In its early years, DESTE operated without a permanent home. Exhibitions were staged in temporary venues, emphasizing flexibility over permanence. This nomadic phase reinforced the idea that the foundation was not tied to a fixed collection, but rather to a set of ideas. It was not until the late 1990s that DESTE established a more permanent home in Athens, transforming an industrial space into an exhibition site. Even then, the foundation resisted the conventions of a traditional museum. It did not aim to present a comprehensive narrative or a fixed canon. Instead, it functioned as a curatorial laboratory, staging projects that reflected the evolving nature of contemporary culture.

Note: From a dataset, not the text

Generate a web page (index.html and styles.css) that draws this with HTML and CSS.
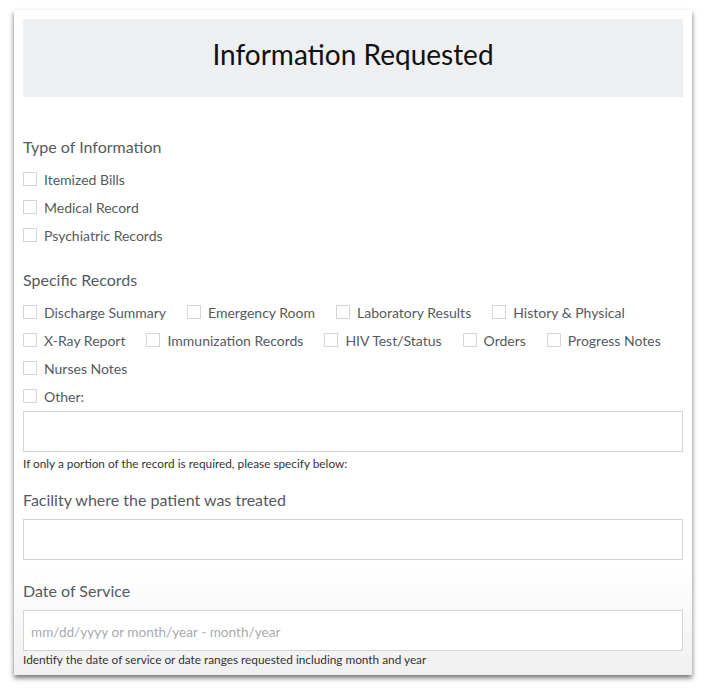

Over time, DESTE expanded its reach. It developed collaborations with international institutions, organized exhibitions with artists such as Jeff Koons, Maurizio Cattelan, and Urs Fischer, and established the DESTE Prize to support emerging artists. It also extended beyond Athens, creating a project space on the island of Hydra, an austere, site-specific venue that further blurred the line between exhibition and environment. The foundation became not just a place, but a network of ideas and relationships.


What is most instructive about DESTE is how it shaped the meaning of Joannou’s collection. His first collected work was by Jeff Koons before Koons was embraced by the market.


By the time his holdings grew to include hundreds, then thousands of works, they were not isolated objects. They existed within a framework that had already been established. The foundation provided context, interpretation, and visibility. It transformed the collection from a private accumulation into a public-facing cultural system.


This relationship between object and infrastructure is central to understanding modern collecting. As Jean Baudrillard observed, “The collection is never really that of objects, but of the time and space they inhabit.” DESTE created that time and space. It allowed Joannou’s acquisitions to be seen not as individual purchases, but as part of an ongoing conversation.


In this sense, the foundation is not separate from the collection. It is the condition that gives the collection meaning. Without DESTE, the works would still exist. But their significance, their placement within a broader cultural dialogue, would be diminished. Joannou did not simply gather art; he constructed the environment in which it could be understood.


The lesson is subtle but powerful. Value is not created solely through acquisition. It emerges through context, through relationships, and through the structures that allow objects to be seen clearly. DESTE demonstrates that collecting, at its highest level, is not just about owning. It is about framing attention and, in doing so, shaping how culture itself is perceived.